= Rod Usher =

Australian author living in Spain (born 1946)

Roderick Macleod Usher (born 1946) is an Australian author living in Spain.

==Background==
Usher's father was American, and his mother was Australian. He grew up in Melbourne, where he studied law before taking up journalism. He now lives in Extremadura, Spain.

He is a former chief sub-editor of The Sunday Times in London and a former literary editor of The Age in Melbourne. Until 2001 he was senior writer for Time magazine in Europe. Most of his working life has involved journalism, including ten years on Fleet Street, though he has also published several works of non-fiction, two collections of poetry and three novels.

==Works==
===Novels===
- A Man of Marbles (1989)
- Florid States (1999)
- Poor Man's Wealth (2011)

===Poetry===
- Above Water (1985)
- Smiling Treason (1992)

===Non-Fiction===
- Sleep: Things That Happen in the Night (1986) (also published under the title Sleep: All You Ever Wanted to Know About Sleep But Were Too Tired to Ask)
- Images of Our Time: 35 Years of Australian Press Photography (1989)
- Their Best Shots: 21 Years of the Nikon Awards (1990)

===Articles===
His articles in Time magazine include "A Tall story for our time" (1996) and "Live and Let Die" (1998).

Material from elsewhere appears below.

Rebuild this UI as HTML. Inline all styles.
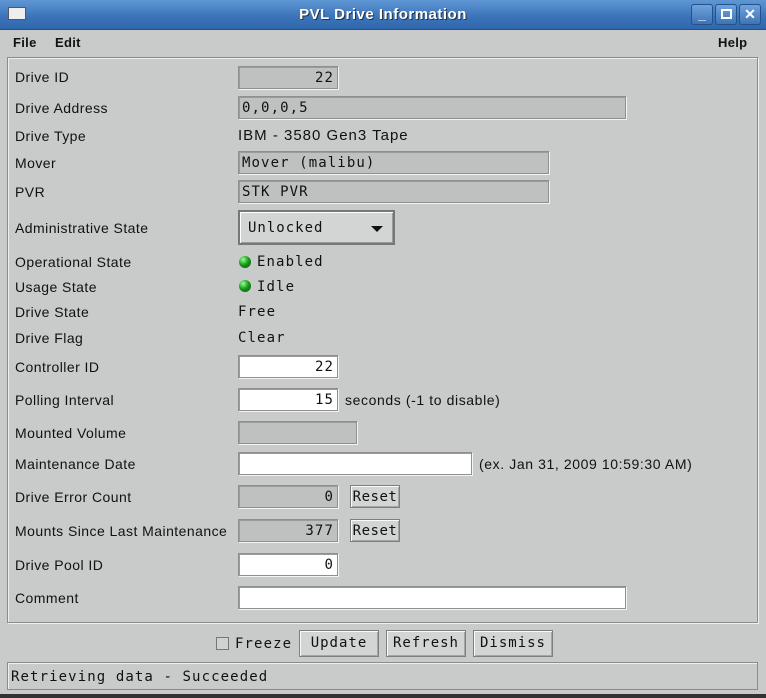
<!DOCTYPE html>
<html><head><meta charset="utf-8"><style>
*{margin:0;padding:0;box-sizing:border-box}
body{width:766px;height:698px;background:#c9cbcb;font-family:"Liberation Sans",sans-serif;font-size:14px;letter-spacing:0.6px;color:#111;position:relative;overflow:hidden}
.a{position:absolute}
.title{left:0;top:0;width:766px;height:30px;background:linear-gradient(#5f97d4,#3a72b8 60%,#3168ad);border-bottom:1px solid #2b4f80;letter-spacing:0.5px}
.title .t{left:0;width:766px;top:6px;text-align:center;color:#fff;font-weight:bold;font-size:15px;text-shadow:1px 1px 0 #234}
.wb{top:4px;width:22px;height:21px;border:1px solid #24518a;border-radius:3px;background:linear-gradient(#6fa3dc,#3d74b8);color:#fff;font-weight:bold;text-align:center;font-size:14px;line-height:19px;letter-spacing:0}
.menu{font-weight:bold;font-size:13px;top:35px;letter-spacing:0.3px}
.panel{left:7px;top:57px;width:751px;height:566px;border:1px solid #8a8c8c;box-shadow:inset 1px 1px 0 #eee,1px 1px 0 #f0f0f0}
.l{left:15px;letter-spacing:0.45px}
.f{border:1px solid #8e9090;box-shadow:inset 1px 1px 0 #9a9c9c,1px 1px 0 #f4f4f4;background:#bfc1c1;font-family:"DejaVu Sans Mono",monospace;font-size:14px;letter-spacing:1.1px;padding:0 3px;line-height:22px;height:23px}
.w{background:#fff}
.r{text-align:right}
.m{font-family:"DejaVu Sans Mono",monospace;font-size:14px;letter-spacing:1.1px}
.btn{border:1px solid #7d7f7f;box-shadow:inset 1px 1px 0 #fafafa,inset -1px -1px 0 #a5a7a7;background:#d3d5d5;font-family:"DejaVu Sans Mono",monospace;font-size:14px;letter-spacing:1px;text-align:center;line-height:25px}
.led{width:12px;height:12px;border-radius:50%;background:radial-gradient(circle at 35% 30%,#9f9,#1a9d1a 45%,#064a06);}
</style></head><body>
<div class="a title"><div class="a" style="left:8px;top:7px;width:18px;height:13px;background:#eee;border:1px solid #556"></div><div class="a t">PVL Drive Information</div>
<div class="a wb" style="left:691px">_</div><div class="a wb" style="left:715px"><div style="width:11px;height:10px;border:2px solid #fff;margin:4px auto"></div></div><div class="a wb" style="left:739px">✕</div></div>
<div class="a menu" style="left:13px">File</div><div class="a menu" style="left:55px">Edit</div><div class="a menu" style="left:718px">Help</div>
<div class="a panel"></div>

<div class="a l" style="top:69px">Drive ID</div><div class="a f r" style="left:238px;top:66px;width:100px">22</div>
<div class="a l" style="top:100px">Drive Address</div><div class="a f" style="left:238px;top:96px;width:388px">0,0,0,5</div>
<div class="a l" style="top:128px">Drive Type</div><div class="a" style="left:238px;top:127px;font-size:15px;letter-spacing:1px">IBM - 3580 Gen3 Tape</div>
<div class="a l" style="top:155px">Mover</div><div class="a f" style="left:238px;top:151px;width:311px">Mover (malibu)</div>
<div class="a l" style="top:184px">PVR</div><div class="a f" style="left:238px;top:180px;width:311px">STK PVR</div>
<div class="a l" style="top:220px">Administrative State</div>
<div class="a btn" style="left:238px;top:210px;width:157px;height:35px;border:2px solid #777;box-shadow:inset 1px 1px 0 #fff,inset -1px -1px 0 #999;text-align:left;padding-left:8px;line-height:33px">Unlocked<span class="a" style="right:10px;top:14px;width:0;height:0;border-left:6px solid transparent;border-right:6px solid transparent;border-top:6px solid #111"></span></div>
<div class="a l" style="top:254px">Operational State</div><div class="a led" style="left:239px;top:256px"></div><div class="a m" style="left:257px;top:254px">Enabled</div>
<div class="a l" style="top:279px">Usage State</div><div class="a led" style="left:239px;top:280px"></div><div class="a m" style="left:257px;top:279px">Idle</div>
<div class="a l" style="top:304px">Drive State</div><div class="a m" style="left:238px;top:304px">Free</div>
<div class="a l" style="top:330px">Drive Flag</div><div class="a m" style="left:238px;top:330px">Clear</div>
<div class="a l" style="top:359px">Controller ID</div><div class="a f w r" style="left:238px;top:355px;width:100px">22</div>
<div class="a l" style="top:392px">Polling Interval</div><div class="a f w r" style="left:238px;top:388px;width:100px">15</div><div class="a" style="left:345px;top:392px">seconds (-1 to disable)</div>
<div class="a l" style="top:425px">Mounted Volume</div><div class="a f" style="left:238px;top:421px;width:119px"></div>
<div class="a l" style="top:456px">Maintenance Date</div><div class="a f w" style="left:238px;top:452px;width:234px"></div><div class="a" style="left:479px;top:456px">(ex. Jan 31, 2009 10:59:30 AM)</div>
<div class="a l" style="top:489px">Drive Error Count</div><div class="a f r" style="left:238px;top:485px;width:100px">0</div><div class="a btn" style="left:350px;top:485px;width:50px;height:23px;line-height:22px;letter-spacing:0.5px">Reset</div>
<div class="a l" style="top:523px">Mounts Since Last Maintenance</div><div class="a f r" style="left:238px;top:519px;width:100px">377</div><div class="a btn" style="left:350px;top:519px;width:50px;height:23px;line-height:22px;letter-spacing:0.5px">Reset</div>
<div class="a l" style="top:557px">Drive Pool ID</div><div class="a f w r" style="left:238px;top:553px;width:100px">0</div>
<div class="a l" style="top:590px">Comment</div><div class="a f w" style="left:238px;top:586px;width:388px"></div>

<div class="a" style="left:216px;top:637px;width:13px;height:13px;border:1px solid #777;background:#d0d2d2"></div><div class="a m" style="left:235px;top:636px">Freeze</div>
<div class="a btn" style="left:299px;top:630px;width:80px;height:27px">Update</div>
<div class="a btn" style="left:386px;top:630px;width:80px;height:27px">Refresh</div>
<div class="a btn" style="left:473px;top:630px;width:80px;height:27px">Dismiss</div>
<div class="a" style="left:7px;top:662px;width:751px;height:28px;border:1px solid #8a8c8c;box-shadow:inset 1px 1px 0 #eee"></div>
<div class="a m" style="left:11px;top:669px">Retrieving data - Succeeded</div>
<div class="a" style="left:0;top:694px;width:766px;height:4px;background:#333"></div>
</body></html>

"A Tall Story for our Time", published in 1996, discusses the hypothesis that a nation's average stature can be a measure of well being, more accurate than per capita income or GDP statistics. Height reflects diet, wealth, quality of living situations, stresses and other health factors. The data used to back up his height measurements in the different countries comes from various sources including records from Tall Persons Club of Great Britain and Ireland, the Marine Society, the National Guard and even the Royal military Academy at Sand Hurst.